Bento XVI, seu sucessor, veio ao Brasil em 2007, mas sua passagem foi breve: cinco dias entre São Paulo e Aparecida, para participar da 5ª Conferência Geral do Episcopado Latino-Americano. O Rio não fez parte do roteiro. Mas em 2013, o mundo acompanhou com curiosidade o início do pontificado de Francisco, eleito em 12 de março após a renúncia de Bento. Coube ao novo Papa, já no mês de julho, a missão de liderar a Igreja na Jornada Mundial da Juventude, naquela que foi a sua primeira viagem oficial ao exterior desde o Conclave.
A cidade, então, se preparou como poucas vezes. Durante uma semana, Copacabana virou altar, ruas viraram procissão, e Francisco — com seu jeito direto, carismático e bem-humorado — foi recebido como se tivesse nascido aqui. O primeiro Papa latino-americano, com sotaque portenho e português afinado, visitou a favela da Varginha, no Complexo de Manguinhos, celebrou na Catedral, enfrentou engarrafamentos como qualquer carioca e encantou até os mais céticos com sua leveza. Mesmo quem não é católico lembra com carinho daqueles dias em que o Papa parecia mais um visitante querido do que uma figura distante. O Rio soube acolhê-lo como só o Rio sabe fazer.

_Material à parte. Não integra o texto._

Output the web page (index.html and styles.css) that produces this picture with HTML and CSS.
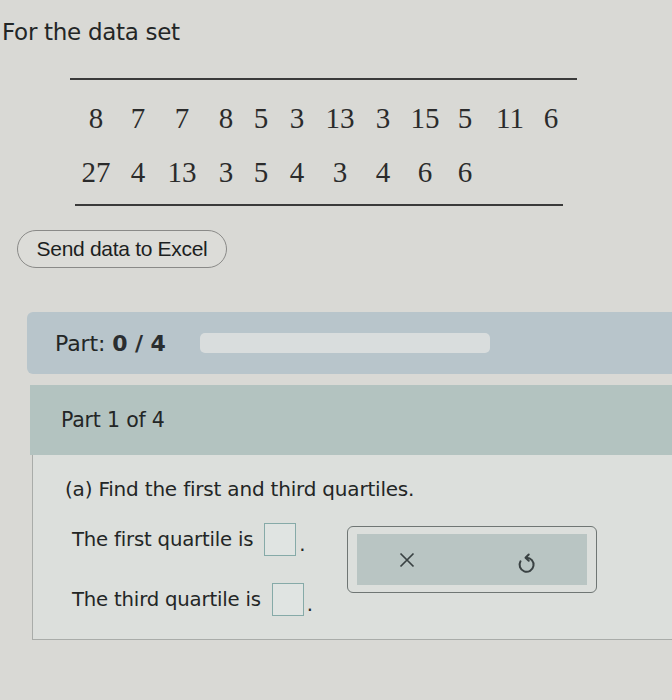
FILE: index.html
```html
<!DOCTYPE html>
<html>
<head>
<meta charset="utf-8">
<link rel="stylesheet" href="styles.css">
</head>
<body>
<div class="page">
  <div class="title">For the data set</div>
  <div class="rule rule-top"></div>
  <div class="data">
    <div class="row">
      <span>8</span><span>7</span><span>7</span><span>8</span><span>5</span><span>3</span><span>13</span><span>3</span><span>15</span><span>5</span><span>11</span><span>6</span>
    </div>
    <div class="row">
      <span>27</span><span>4</span><span>13</span><span>3</span><span>5</span><span>4</span><span>3</span><span>4</span><span>6</span><span>6</span>
    </div>
  </div>
  <div class="rule rule-bottom"></div>
  <button class="excel">Send data to Excel</button>

  <div class="part-bar">
    <span class="part-label">Part: <b>0 / 4</b></span>
    <div class="track"></div>
  </div>

  <div class="panel">
    <div class="panel-head">Part 1 of 4</div>
    <div class="panel-body">
      <p class="question">(a) Find the first and third quartiles.</p>
      <div class="work">
        <div class="answers">
          <div class="line">The first quartile is <span class="box"></span><span class="dot">.</span></div>
          <div class="line">The third quartile is <span class="box"></span><span class="dot">.</span></div>
        </div>
        <div class="tools">
          <div class="tools-inner">
            <svg class="icon" viewBox="0 0 20 20" width="20" height="20"><path d="M3.5 3.5 L16.5 16.5 M16.5 3.5 L3.5 16.5" stroke="#3a4243" stroke-width="1.7" fill="none"/></svg>
            <svg class="icon icon-undo" viewBox="0 0 20 20" width="25" height="25"><path d="M10 6.2 A5.6 5.6 0 1 1 5.2 9" stroke="#3a4243" stroke-width="1.6" fill="none" stroke-linecap="round"/><path d="M11.8 3.6 L9.2 6.2 L11.8 8.6" stroke="#3a4243" stroke-width="1.6" fill="none" stroke-linecap="round" stroke-linejoin="round"/></svg>
          </div>
        </div>
      </div>
    </div>
  </div>
</div>
</body>
</html>
```
FILE: styles.css
```css
html, body {
  margin: 0;
  padding: 0;
  background: #d9d9d5;
}
.page {
  width: 672px;
  height: 700px;
  overflow: hidden;
  padding-top: 18px;
  box-sizing: border-box;
  font-family: "DejaVu Sans", Verdana, sans-serif;
  color: #232626;
}
.title {
  font-size: 23px;
  line-height: 28px;
  padding-left: 2px;
  letter-spacing: -0.3px;
}
.rule {
  height: 2px;
  background: #3a3a3a;
}
.rule-top {
  margin: 32px 0 0 70px;
  width: 507px;
}
.rule-bottom {
  margin: 5px 0 0 75px;
  width: 488px;
}
.data {
  font-family: "Liberation Serif", "Times New Roman", serif;
  font-size: 29px;
  color: #2b2b2b;
  padding-top: 11px;
}
.row {
  display: grid;
  grid-template-columns: 40px 44px 44px 44px 26px 46px 40px 46px 38px 42px 48px 34px;
  justify-items: center;
  align-items: center;
  height: 54px;
  margin-left: 76px;
}
.excel {
  display: block;
  margin: 24px 0 0 17px;
  width: 210px;
  height: 38px;
  border: 1px solid #8a8a88;
  border-radius: 19px;
  background: #dcdcd8;
  font-family: "Liberation Sans", Arial, sans-serif;
  font-size: 21px;
  letter-spacing: -0.3px;
  color: #1c1f1f;
  padding: 0;
}
.part-bar {
  margin: 44px 0 0 27px;
  height: 62px;
  background: #b8c5cb;
  border-radius: 6px 0 0 6px;
  display: flex;
  align-items: center;
  padding-left: 28px;
}
.part-label {
  font-size: 22px;
  width: 145px;
  letter-spacing: -0.1px;
}
.part-label b {
  font-weight: bold;
  color: #2a2e30;
}
.track {
  width: 290px;
  height: 20px;
  border-radius: 5px;
  background: #d9dddd;
}
.panel {
  margin: 11px 0 0 30px;
}
.panel-head {
  height: 70px;
  background: #b3c3c0;
  display: flex;
  align-items: center;
  padding-left: 31px;
  font-size: 20.5px;
  letter-spacing: -0.2px;
}
.panel-body {
  height: 185px;
  box-sizing: border-box;
  margin-left: 2px;
  border-left: 1px solid #a9aca9;
  border-bottom: 1px solid #a9aca9;
  background: #dcdfdc;
  padding: 21px 0 0 32px;
}
.question {
  margin: 0;
  font-size: 20px;
  line-height: 26px;
  letter-spacing: -0.2px;
}
.work {
  display: flex;
  margin-top: 2px;
}
.answers {
  width: 275px;
  padding-left: 7px;
  padding-top: 18px;
}
.line {
  display: flex;
  align-items: center;
  font-size: 19.7px;
  letter-spacing: -0.2px;
  height: 34px;
  margin-bottom: 26px;
}
.box {
  display: inline-block;
  width: 30px;
  height: 31px;
  border: 1.5px solid #86aaa8;
  background: #e0e4e2;
  margin-left: 11px;
}
.dot {
  margin-left: 3px;
  align-self: flex-end;
  line-height: 22px;
}
.tools {
  width: 250px;
  height: 67px;
  box-sizing: border-box;
  border: 1.5px solid #6f7674;
  border-radius: 6px;
  padding: 7px 9px;
  margin-top: 22px;
}
.tools-inner {
  height: 100%;
  background: #b9c5c3;
  display: flex;
  align-items: center;
  padding-left: 40px;
  gap: 97px;
}
.icon {
  display: block;
}
.icon-undo {
  margin-top: 6px;
}
```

O atual Papa Leão XIV também conhece a nossa cidade. Antes de ser eleito, esteve aqui duas vezes. A primeira foi de forma discreta, em 2012, ainda como superior-geral dos agostinianos, em visita a paróquias da cidade. A segunda, justamente durante a Jornada Mundial da Juventude de 2013, quando integrou a comitiva vaticana e presenciou de perto aquele raro momento de comunhão entre a cidade e o mundo. Agora, com sua eleição, o Rio talvez se sinta um pouco parte dessa história.

Se nem todos os papas passaram pelo Rio, o Rio deu um jeito de manter muitos deles “imobilizados” por aqui. Quem anda pela cidade já deve ter se deparado com essas homenagens espalhadas por diferentes cantos. Na Zona Oeste, por exemplo, a Avenida João XXIII corta o bairro de Santa Cruz com o nome daquele Papa que convocou o Concílio Vaticano II e virou símbolo de renovação. No Estácio, a Rua João Paulo I presta tributo ao pontífice que ficou apenas 33 dias no cargo — mas, ainda assim, não foi esquecido. No Centro, a Praça Pio X vive o intenso vai e vem dos ônibus que passam pela Candelária. No Jardim Botânico, a Praça Pio XI divide espaço com árvores frondosas e silêncio bom de fim de tarde.
Tem também a Avenida Leão XIII, no Caju, lembrando o Papa das encíclicas sociais. A Rua Paulo VI, no Flamengo, é uma via quase escondida entre o Morro Azul e o Metrô Flamengo. Em Água Santa, a Rua São João Paulo II é um registro oficial da popularidade duradoura daquele que visitou o Rio duas vezes e segue querido. E em Botafogo, a Paróquia Santa Cecília e São Pio X serve de ponto de referência e de fé na Rua Álvaro Ramos, 385. Já na Catedral Metropolitana, um visitante especial permanece do lado de fora: a estátua de São João Paulo II, braços abertos, parece ainda acenar para a cidade. É como se dissesse: “estive aqui, e nunca fui embora”.

Com tantos pontífices já eternizados em logradouros cariocas — ruas, avenidas, praças, igrejas e até estátuas —, é inevitável pensar: e o Papa Francisco? A cidade que o recebeu com tanta alegria, que o viu circular por Copacabana como quem passeia no calçadão, ainda não lhe prestou uma homenagem concreta. E não é por falta de motivo. Ele foi o primeiro Papa latino-americano. Simpático, acessível, espirituoso, Francisco deixou sua marca no imaginário carioca com um carisma que transcendeu crenças.
Sua passagem por aqui, durante a Jornada Mundial da Juventude, foi daquelas que o tempo não apaga. E agora, com sua morte, a sensação é de que falta algo — uma homenagem, um gesto simbólico, um espaço com seu nome. Não por protocolo, mas por afeto. Afinal, poucas figuras públicas conseguiram se conectar com o Rio como ele fez. E isso não se esquece.
Sinceramente? Eu estou aqui torcendo para que o prefeito Eduardo Paes e o arcebispo Dom Orani Tempesta estejam “tramando” alguma coisa entre eles…e quem sabe logo logo não vem por aí uma homenagem surpresa ao Papa Francisco nas ruas da nossa cidade?